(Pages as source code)
########################################

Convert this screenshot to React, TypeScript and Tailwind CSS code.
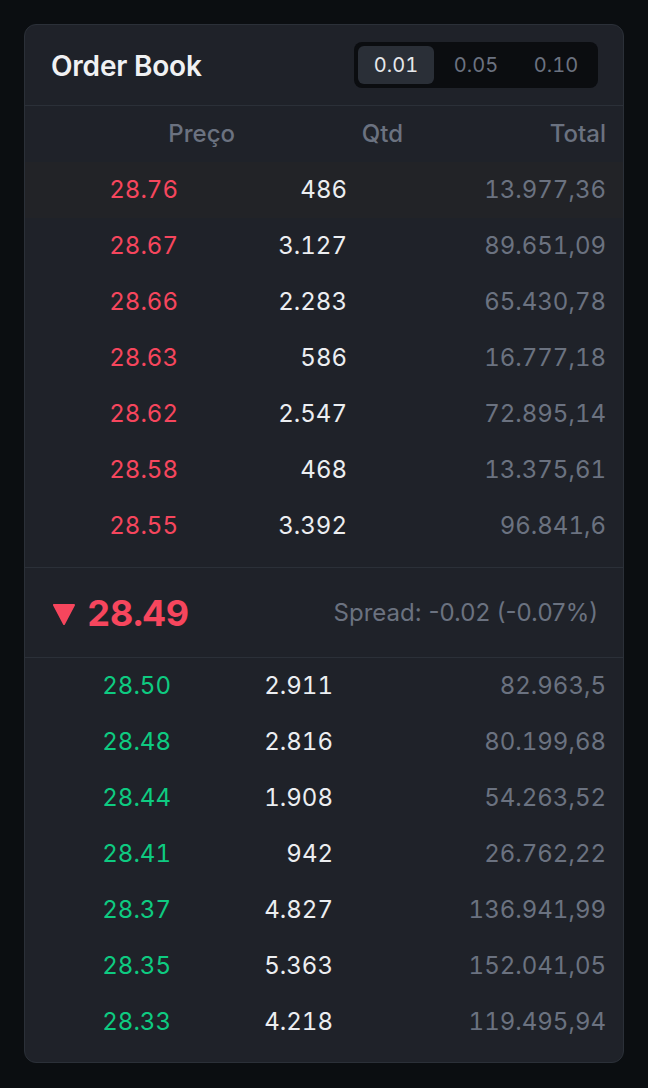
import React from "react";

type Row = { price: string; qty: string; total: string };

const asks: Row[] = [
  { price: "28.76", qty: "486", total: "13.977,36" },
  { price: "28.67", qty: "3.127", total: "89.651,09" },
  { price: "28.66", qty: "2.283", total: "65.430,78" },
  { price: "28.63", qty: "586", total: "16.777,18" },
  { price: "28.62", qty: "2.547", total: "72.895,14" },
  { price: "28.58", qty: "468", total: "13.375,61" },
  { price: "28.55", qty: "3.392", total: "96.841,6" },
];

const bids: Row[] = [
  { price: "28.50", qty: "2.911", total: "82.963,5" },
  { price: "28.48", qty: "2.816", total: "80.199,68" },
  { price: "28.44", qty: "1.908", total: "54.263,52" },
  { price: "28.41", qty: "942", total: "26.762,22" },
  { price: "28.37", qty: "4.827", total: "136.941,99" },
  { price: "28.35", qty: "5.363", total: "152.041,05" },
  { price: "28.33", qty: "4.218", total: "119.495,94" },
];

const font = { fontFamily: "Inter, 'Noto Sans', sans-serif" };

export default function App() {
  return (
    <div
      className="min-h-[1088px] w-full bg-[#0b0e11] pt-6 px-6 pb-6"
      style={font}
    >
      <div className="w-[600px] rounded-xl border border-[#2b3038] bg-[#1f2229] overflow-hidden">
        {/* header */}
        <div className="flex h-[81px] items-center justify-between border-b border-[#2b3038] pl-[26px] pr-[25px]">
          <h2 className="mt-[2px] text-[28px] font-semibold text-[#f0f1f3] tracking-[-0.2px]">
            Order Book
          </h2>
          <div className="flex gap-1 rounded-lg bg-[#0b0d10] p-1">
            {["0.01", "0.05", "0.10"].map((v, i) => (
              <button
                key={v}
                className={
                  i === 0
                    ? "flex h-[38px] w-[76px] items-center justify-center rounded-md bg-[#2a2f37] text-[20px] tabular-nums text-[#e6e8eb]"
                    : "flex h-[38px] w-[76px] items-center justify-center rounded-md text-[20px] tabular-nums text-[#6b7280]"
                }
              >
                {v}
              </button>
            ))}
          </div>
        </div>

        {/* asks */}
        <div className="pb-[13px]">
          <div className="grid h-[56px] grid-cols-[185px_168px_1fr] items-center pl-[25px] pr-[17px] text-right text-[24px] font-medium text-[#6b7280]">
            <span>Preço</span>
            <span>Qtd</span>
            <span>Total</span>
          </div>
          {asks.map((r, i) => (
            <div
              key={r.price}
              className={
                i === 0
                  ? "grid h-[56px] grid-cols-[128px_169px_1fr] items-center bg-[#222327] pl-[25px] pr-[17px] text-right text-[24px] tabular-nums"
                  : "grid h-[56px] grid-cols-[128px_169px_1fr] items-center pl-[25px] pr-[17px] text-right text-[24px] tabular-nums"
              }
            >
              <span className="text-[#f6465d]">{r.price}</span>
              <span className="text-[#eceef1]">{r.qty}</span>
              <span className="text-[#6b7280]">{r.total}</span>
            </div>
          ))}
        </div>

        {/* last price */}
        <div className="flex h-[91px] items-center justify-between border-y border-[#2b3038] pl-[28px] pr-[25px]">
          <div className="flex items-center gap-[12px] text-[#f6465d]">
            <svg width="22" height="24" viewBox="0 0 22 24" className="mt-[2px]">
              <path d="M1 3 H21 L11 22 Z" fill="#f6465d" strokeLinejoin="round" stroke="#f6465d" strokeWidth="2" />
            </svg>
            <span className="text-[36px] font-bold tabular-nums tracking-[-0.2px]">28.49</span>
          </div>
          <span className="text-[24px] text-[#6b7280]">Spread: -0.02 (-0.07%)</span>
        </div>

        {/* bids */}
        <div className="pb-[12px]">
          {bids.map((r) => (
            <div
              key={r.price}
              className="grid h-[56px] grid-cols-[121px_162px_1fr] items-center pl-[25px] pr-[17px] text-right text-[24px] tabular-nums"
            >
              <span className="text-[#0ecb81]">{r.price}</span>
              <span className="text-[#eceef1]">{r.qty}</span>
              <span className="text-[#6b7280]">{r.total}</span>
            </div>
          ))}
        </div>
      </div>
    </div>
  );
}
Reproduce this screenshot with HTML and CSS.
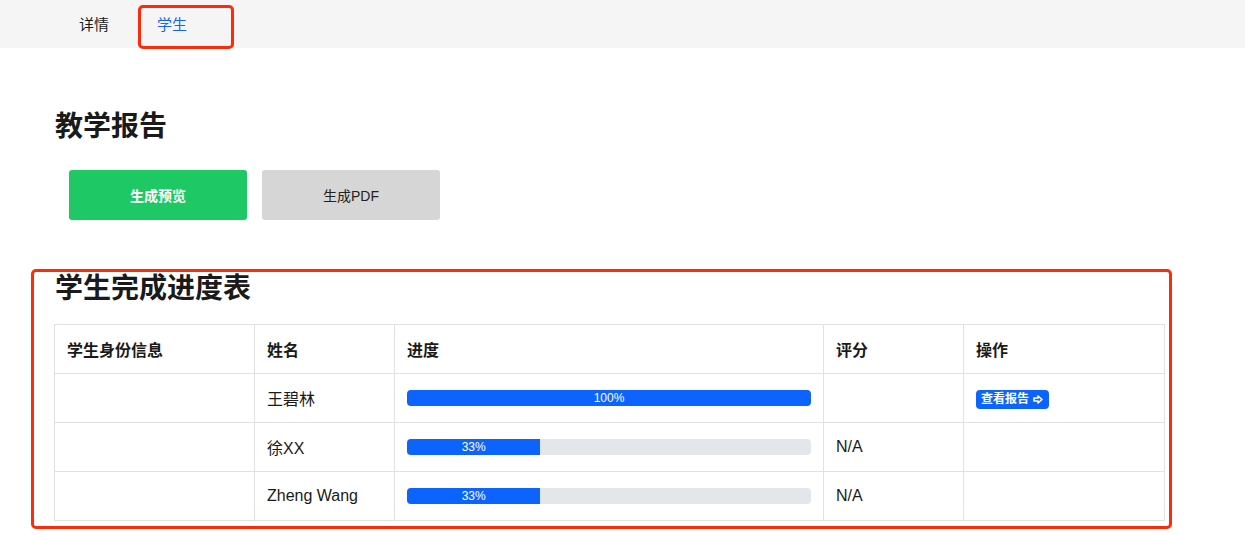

########################################

▶ [Exercise directions]: Restate the whole listing above exactly, except for its images.

▶ [Finished answer]:
Convert this screenshot to React, TypeScript and Tailwind CSS code.
import React from "react";

type Row = { price: string; qty: string; total: string };

const asks: Row[] = [
  { price: "28.76", qty: "486", total: "13.977,36" },
  { price: "28.67", qty: "3.127", total: "89.651,09" },
  { price: "28.66", qty: "2.283", total: "65.430,78" },
  { price: "28.63", qty: "586", total: "16.777,18" },
  { price: "28.62", qty: "2.547", total: "72.895,14" },
  { price: "28.58", qty: "468", total: "13.375,61" },
  { price: "28.55", qty: "3.392", total: "96.841,6" },
];

const bids: Row[] = [
  { price: "28.50", qty: "2.911", total: "82.963,5" },
  { price: "28.48", qty: "2.816", total: "80.199,68" },
  { price: "28.44", qty: "1.908", total: "54.263,52" },
  { price: "28.41", qty: "942", total: "26.762,22" },
  { price: "28.37", qty: "4.827", total: "136.941,99" },
  { price: "28.35", qty: "5.363", total: "152.041,05" },
  { price: "28.33", qty: "4.218", total: "119.495,94" },
];

const font = { fontFamily: "Inter, 'Noto Sans', sans-serif" };

export default function App() {
  return (
    <div
      className="min-h-[1088px] w-full bg-[#0b0e11] pt-6 px-6 pb-6"
      style={font}
    >
      <div className="w-[600px] rounded-xl border border-[#2b3038] bg-[#1f2229] overflow-hidden">
        {/* header */}
        <div className="flex h-[81px] items-center justify-between border-b border-[#2b3038] pl-[26px] pr-[25px]">
          <h2 className="mt-[2px] text-[28px] font-semibold text-[#f0f1f3] tracking-[-0.2px]">
            Order Book
          </h2>
          <div className="flex gap-1 rounded-lg bg-[#0b0d10] p-1">
            {["0.01", "0.05", "0.10"].map((v, i) => (
              <button
                key={v}
                className={
                  i === 0
                    ? "flex h-[38px] w-[76px] items-center justify-center rounded-md bg-[#2a2f37] text-[20px] tabular-nums text-[#e6e8eb]"
                    : "flex h-[38px] w-[76px] items-center justify-center rounded-md text-[20px] tabular-nums text-[#6b7280]"
                }
              >
                {v}
              </button>
            ))}
          </div>
        </div>

        {/* asks */}
        <div className="pb-[13px]">
          <div className="grid h-[56px] grid-cols-[185px_168px_1fr] items-center pl-[25px] pr-[17px] text-right text-[24px] font-medium text-[#6b7280]">
            <span>Preço</span>
            <span>Qtd</span>
            <span>Total</span>
          </div>
          {asks.map((r, i) => (
            <div
              key={r.price}
              className={
                i === 0
                  ? "grid h-[56px] grid-cols-[128px_169px_1fr] items-center bg-[#222327] pl-[25px] pr-[17px] text-right text-[24px] tabular-nums"
                  : "grid h-[56px] grid-cols-[128px_169px_1fr] items-center pl-[25px] pr-[17px] text-right text-[24px] tabular-nums"
              }
            >
              <span className="text-[#f6465d]">{r.price}</span>
              <span className="text-[#eceef1]">{r.qty}</span>
              <span className="text-[#6b7280]">{r.total}</span>
            </div>
          ))}
        </div>

        {/* last price */}
        <div className="flex h-[91px] items-center justify-between border-y border-[#2b3038] pl-[28px] pr-[25px]">
          <div className="flex items-center gap-[12px] text-[#f6465d]">
            <svg width="22" height="24" viewBox="0 0 22 24" className="mt-[2px]">
              <path d="M1 3 H21 L11 22 Z" fill="#f6465d" strokeLinejoin="round" stroke="#f6465d" strokeWidth="2" />
            </svg>
            <span className="text-[36px] font-bold tabular-nums tracking-[-0.2px]">28.49</span>
          </div>
          <span className="text-[24px] text-[#6b7280]">Spread: -0.02 (-0.07%)</span>
        </div>

        {/* bids */}
        <div className="pb-[12px]">
          {bids.map((r) => (
            <div
              key={r.price}
              className="grid h-[56px] grid-cols-[121px_162px_1fr] items-center pl-[25px] pr-[17px] text-right text-[24px] tabular-nums"
            >
              <span className="text-[#0ecb81]">{r.price}</span>
              <span className="text-[#eceef1]">{r.qty}</span>
              <span className="text-[#6b7280]">{r.total}</span>
            </div>
          ))}
        </div>
      </div>
    </div>
  );
}
Reproduce this screenshot with HTML and CSS.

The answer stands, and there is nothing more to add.